For me, association with DebConf (and Debian) started due to volunteering with video team, so anyhow I was going to continue doing that this conference as well. I usually volunteer for talks/events which anyhow I’m interested in. Handling the camera, talkmeister-ing and direction are fun activities, though I didn’t do sound this time around. Sound seemed difficult, and I didn’t want to spoil someone’s stream and recording. Talk attendance varied a lot, like in Bits from DPL talk, the hall was full but for some there were barely enough people to handle the volunteering tasks, but that’s what usually happens. DebConf is more of a place to come together and collaborate, so talk attendance is an afterthought sometimes.
Audience in highvoltage's Bits from DPL talkI didn’t submit any talk proposals this time around, as just being in the orga team was too much work already, and I knew, the talk preparation would get delayed to the last moment and I would have to rush through it.
Enrico's talkFrom Day 2 onward, more sponsor stalls were introduced in the hallway area. Hopbox by Unmukti , MostlyHarmless and Deeproot (joint stall) and FOSEE. MostlyHarmless stall had nice mechanical keyboards and other fun gadgets. Whenever I got the time, I would go and start typing racing to enjoy the nice, clicky keyboards.
As the DebConf tradition dictates, we had a Cheese and Wine party. Everyone brought in cheese and other delicacies from their region. Then there was yummy Sadya. Sadya is a traditional vegetarian Malayalis lunch served over banana leaves. There were loads of different dishes served, the names of most I couldn’t pronounce or recollect properly, but everything was super delicious.
Day four was day trip and I choose to go to Athirappilly Waterfalls and Jungle safari. Pictures would describe the beauty better than words. The journey was a bit long though.
Athirappilly FallsTea Gardens
Late that day, we heard the news of Abraham gone missing. We lost Abraham. He had worked really hard all through the years for Debian and making this conference. Talks were cancelled for the next day and Jonathan addressed everyone. We went to Abraham’s home the next day to meet his family. Team had arranged buses to Abraham’s place. It was an unfortunate moment that I only got an opportunity to visit his place after he was gone.
Days went by slowly after that. The last day marked by a small conference dinner. Some of the people had already left. All through the day and next, we kept saying goodbye to friends, with whom we spent almost a fortnight together.
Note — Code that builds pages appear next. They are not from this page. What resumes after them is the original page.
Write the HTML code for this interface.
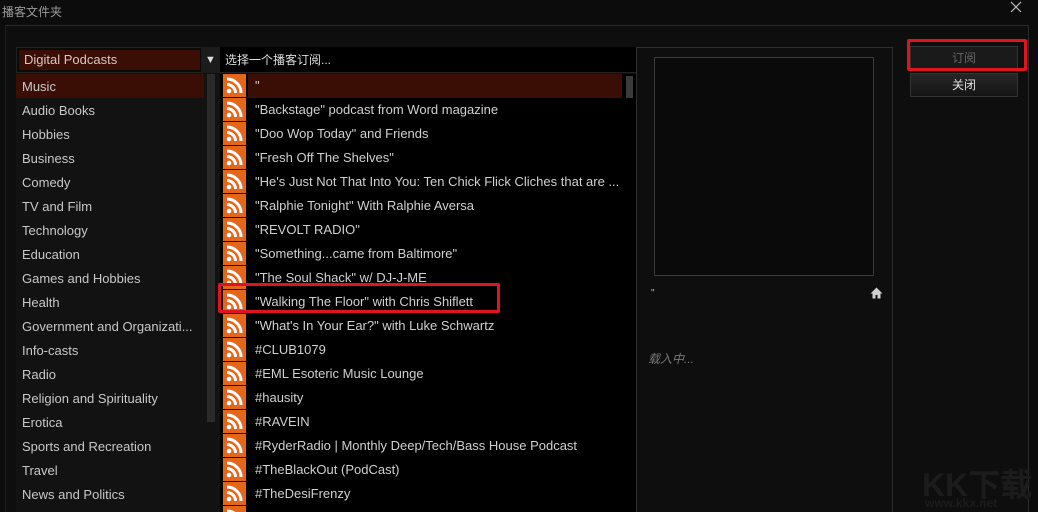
<!DOCTYPE html>
<html><head><meta charset="utf-8"><style>
*{margin:0;padding:0;box-sizing:border-box}
html,body{width:1038px;height:512px;overflow:hidden}
body{background:#0c0c0c;font-family:"Liberation Sans","Noto Sans CJK SC",sans-serif;color:#d0d0d0;position:relative;font-size:13px}
.abs{position:absolute}
.title{left:2px;top:3px;font-size:12px;color:#9a9a9a}
.frame{left:5px;top:25px;width:1024px;height:487px;border-top:1px solid #2c2c2c;border-right:1px solid #2c2c2c;background:#0e0e0e}
.frameL{left:5px;top:25px;width:1px;height:487px;background:#1e1e1e}
.left{left:16px;top:74px;width:204px;height:438px;background:#121212}
.combo{left:16px;top:47px;width:204px;height:26px;background:#0a0a0a;border:1px solid #222}
.comboIn{left:19px;top:50px;width:181px;height:20px;background:#3a0d05;color:#d8c8c0;font-size:13px;padding:2px 5px}
.arrow{left:201px;top:47px;width:19px;height:26px;background:#1c1c1c;color:#ddd;font-size:11px;text-align:center;line-height:26px}
.li{position:absolute;left:22px;font-size:13px;color:#c8c8c8}
.sel{left:16px;top:74px;width:188px;height:24px;background:#3a0d05}
.sb1{left:207px;top:74px;width:8px;height:348px;background:#2a2a2a}
.mid{left:220px;top:74px;width:416px;height:438px;background:#000;overflow:hidden}
.midhead{left:220px;top:47px;width:416px;height:26px;background:#000;border-bottom:1px solid #222;color:#ddd;padding:4px 5px;font-size:12px}
.sel2{left:28px;top:0;width:374px;height:24px;background:#3a0d05}
.sb2{left:406px;top:2px;width:7px;height:22px;background:#3a3a3a}
.ic{position:absolute;left:3px;width:23px;height:23px;background:#e5661a}
.ic svg{display:block}
.mt{position:absolute;left:35px;font-size:13px;color:#d0d0d0;white-space:nowrap;width:365px;overflow:hidden}
.vline{width:1px;background:#2e2e2e}
.preview{left:654px;top:57px;width:220px;height:219px;border:1px solid #3a3a3a;background:#0a0a0a}
.btn{left:910px;width:108px;height:24px;background:#1a1a1a;border:1px solid #333;text-align:center;font-size:12px;line-height:22px}
.red{border:3px solid #e0141e;border-radius:2px}
</style></head><body>
<div class="abs title">播客文件夹</div>
<svg class="abs" style="left:1010px;top:1px" width="12" height="12" viewBox="0 0 12 12"><path d="M1 1L11 11M11 1L1 11" stroke="#bbb" stroke-width="1.2"/></svg>
<div class="abs frame"></div>
<div class="abs frameL"></div>
<div class="abs vline" style="left:636px;top:47px;height:465px"></div>
<div class="abs vline" style="left:892px;top:47px;height:465px"></div>
<div class="abs vline" style="left:637px;top:47px;width:255px;height:1px"></div>

<div class="abs left"></div>
<div class="abs combo"></div>
<div class="abs comboIn">Digital Podcasts</div>
<div class="abs arrow">▼</div>
<div class="abs sel"></div>
<div class="abs sb1"></div>
<div class="li" style="top:79px">Music</div>
<div class="li" style="top:103px">Audio Books</div>
<div class="li" style="top:127px">Hobbies</div>
<div class="li" style="top:151px">Business</div>
<div class="li" style="top:175px">Comedy</div>
<div class="li" style="top:199px">TV and Film</div>
<div class="li" style="top:223px">Technology</div>
<div class="li" style="top:247px">Education</div>
<div class="li" style="top:271px">Games and Hobbies</div>
<div class="li" style="top:295px">Health</div>
<div class="li" style="top:319px">Government and Organizati...</div>
<div class="li" style="top:343px">Info-casts</div>
<div class="li" style="top:367px">Radio</div>
<div class="li" style="top:391px">Religion and Spirituality</div>
<div class="li" style="top:415px">Erotica</div>
<div class="li" style="top:439px">Sports and Recreation</div>
<div class="li" style="top:463px">Travel</div>
<div class="li" style="top:487px">News and Politics</div>

<div class="abs midhead">选择一个播客订阅...</div>
<div class="abs mid" id="m"><div class="abs sel2"></div><div class="abs sb2"></div></div>

<div class="abs preview"></div>
<div class="abs" style="left:651px;top:288px;font-size:10px;color:#bbb">"</div>
<svg class="abs" style="left:870px;top:287px" width="13" height="12" viewBox="0 0 13 12"><path d="M6.5 0.5L0.5 6.5H2.5V11.5H5.5V8H7.5V11.5H10.5V6.5H12.5Z" fill="#cfcfcf"/></svg>
<div class="abs" style="left:648px;top:350px;font-size:12px;color:#777;font-style:italic">载入中...</div>

<div class="abs btn" style="top:46px;color:#666">订阅</div>
<div class="abs btn" style="top:73px;color:#e0e0e0;background:linear-gradient(#262626,#151515)">关闭</div>
<div class="abs red" style="left:907px;top:39px;width:120px;height:32px"></div>
<div class="abs red" style="left:218px;top:283px;width:282px;height:30px"></div>
<div class="abs" style="left:922px;top:460px;font-size:32px;font-weight:bold;color:#1c1c1c;white-space:nowrap">KK下载</div>
<div class="abs" style="left:925px;top:496px;font-size:12px;font-weight:bold;color:#1c1c1c;white-space:nowrap">www.kkx.net</div>

<script>
var t=['"','"Backstage" podcast from Word magazine','"Doo Wop Today" and Friends','"Fresh Off The Shelves"','"He\'s Just Not That Into You: Ten Chick Flick Cliches that are ...','"Ralphie Tonight" With Ralphie Aversa','"REVOLT RADIO"','"Something...came from Baltimore"','"The Soul Shack" w/ DJ-J-ME','"Walking The Floor" with Chris Shiflett','"What\'s In Your Ear?" with Luke Schwartz','#CLUB1079','#EML Esoteric Music Lounge','#hausity','#RAVEIN','#RyderRadio | Monthly Deep/Tech/Bass House Podcast','#TheBlackOut (PodCast)','#TheDesiFrenzy',''];
var h='';
for(var i=0;i<t.length;i++){var y=i*24;
h+='<div class="ic" style="top:'+y+'px"><svg width="23" height="23" viewBox="0 0 23 23"><circle cx="6" cy="17" r="2.3" fill="#fff"/><path d="M4 10.5a8.5 8.5 0 0 1 8.5 8.5M4 5a14 14 0 0 1 14 14" stroke="#fff" stroke-width="3" fill="none"/></svg></div>';
h+='<div class="mt" style="top:'+(y+4)+'px">'+t[i].replace(/</g,'&lt;')+'</div>';}
document.getElementById('m').insertAdjacentHTML('beforeend',h);
</script>
</body></html>
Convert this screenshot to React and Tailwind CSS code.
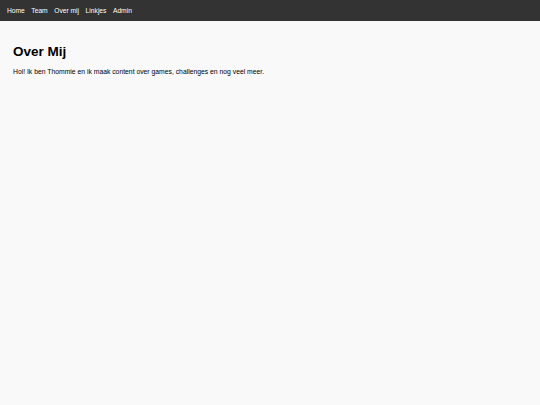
export default function App() {
  const links = ["Home", "Team", "Over mij", "Linkjes", "Admin"];
  return (
    <div className="min-h-screen bg-[#f9f9f9] font-['Liberation_Sans',Arial,sans-serif] text-black">
      <nav className="flex h-[21px] items-center gap-[6.5px] bg-[#333333] px-[7px] pt-[1px]">
        {links.map((l) => (
          <a key={l} href="#" className="text-[6.7px] leading-none text-white">
            {l}
          </a>
        ))}
      </nav>
      <main className="px-[13px] pt-[24px]">
        <h1 className="text-[13.5px] font-bold leading-none">Over Mij</h1>
        <p className="mt-[10px] text-[6.8px] leading-none">
          Hoi! Ik ben Thommie en ik maak content over games, challenges en nog veel meer.
        </p>
      </main>
    </div>
  );
}
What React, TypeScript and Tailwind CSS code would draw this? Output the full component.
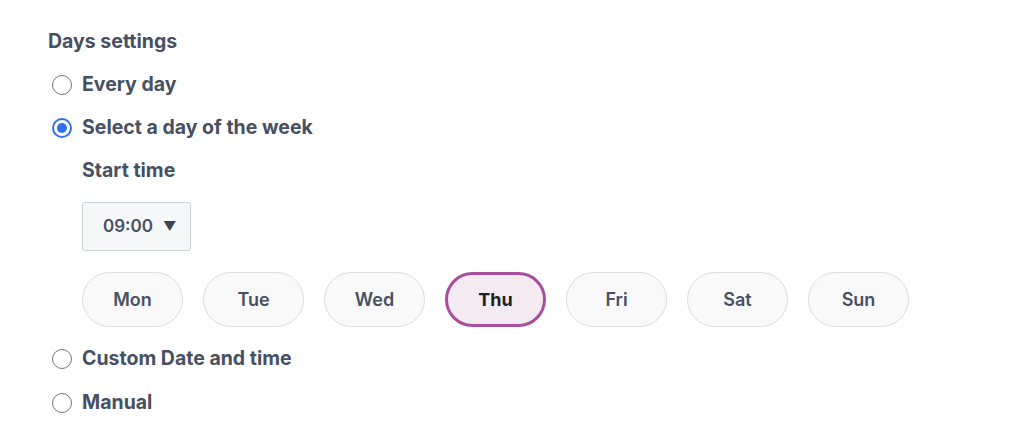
import { useState } from "react";

const days = ["Mon", "Tue", "Wed", "Thu", "Fri", "Sat", "Sun"];

type Mode = "every" | "week" | "custom" | "manual";

const Radio = ({ checked, label, onClick }: { checked: boolean; label: string; onClick: () => void }) => (
  <button onClick={onClick} className="flex items-center h-[43px] pl-[52px] gap-[10px] text-left">
    <span
      className={`w-5 h-5 rounded-full flex items-center justify-center flex-shrink-0 ${
        checked ? "border-2 border-[#2f6ff0]" : "border-[1.5px] border-[#767676]"
      }`}
    >
      {checked && <span className="w-[10px] h-[10px] rounded-full bg-[#2f6ff0]" />}
    </span>
    <span className="text-[19.5px] font-bold text-[#475063]">{label}</span>
  </button>
);

export default function App() {
  const [mode, setMode] = useState<Mode>("week");
  const [day, setDay] = useState("Thu");

  return (
    <div className="bg-white w-[1024px] h-[445px] pt-5 font-['Inter',sans-serif]">
      <div className="flex items-center h-[43px] pl-12 text-[19.5px] font-bold text-[#475063]">Days settings</div>
      <Radio checked={mode === "every"} label="Every day" onClick={() => setMode("every")} />
      <Radio checked={mode === "week"} label="Select a day of the week" onClick={() => setMode("week")} />

      {/* Week options */}
      <div className="pl-[82px]">
        <div className="flex items-center h-[43px] text-[19.5px] font-bold text-[#475063]">Start time</div>
        <button className="mt-[10px] flex items-center gap-[10px] w-[109px] h-[49px] pl-5 bg-[#f6f7f9] border border-[#cfd1d4] rounded-[3px] text-[17px] font-semibold text-[#475063]">
          09:00
          <span className="text-[13px] text-[#3b4252]">▼</span>
        </button>
        <div className="flex gap-5 mt-[21px]">
          {days.map((d) =>
            d === day ? (
              <button
                key={d}
                onClick={() => setDay(d)}
                className="w-[101px] h-[55px] rounded-full border-[3px] border-[#a74f9c] bg-[#f3ebf1] text-[18px] font-bold text-[#1e1f24]"
              >
                {d}
              </button>
            ) : (
              <button
                key={d}
                onClick={() => setDay(d)}
                className="w-[101px] h-[55px] rounded-full border border-[#dcdcdc] bg-[#f9f9f9] text-[18px] font-semibold text-[#475063]"
              >
                {d}
              </button>
            )
          )}
        </div>
      </div>

      <div className="mt-[10px] flex flex-col">
        <Radio checked={mode === "custom"} label="Custom Date and time" onClick={() => setMode("custom")} />
        <div className="h-px" />
        <Radio checked={mode === "manual"} label="Manual" onClick={() => setMode("manual")} />
      </div>
    </div>
  );
}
Group photo with all DebConf T-shirts chronologicallyThis was 2nd trip to Kochi. Vistara Airway’s UK886 has become the default flight now. Almost learned how to travel in and around Kochi by Metro, Water Metro, Airport Shuttle and auto. Things are quite accessible in Kochi but metro is a bit expensive compared to Delhi. I left Kochi on 19th. My flight out was due to leave around 8 PM, so I had the whole day and nothing to do. A direct option would have taken less than 1 hour, but as I had time, I choose to take the long way to the airport. Took an auto rickshaw to Kakkanad Water Metro station. Took the water metro to Vyttila Water Metro station. Vyttila serves as intermobility hub which connects water metro, metro, bus at once place. I switched to Metro here at Vyttila Metro station till Aluva Metro station. Here, I had lunch and then boarded the Airport feeder bus to reach Kochi Airport. All in all, I did auto rickshaw > water metro > metro > feeder bus to reach Airport. I was fun and scenic. I must say, public transport and intermodal integration is quite good and once can transition seamlessly from one mode to next.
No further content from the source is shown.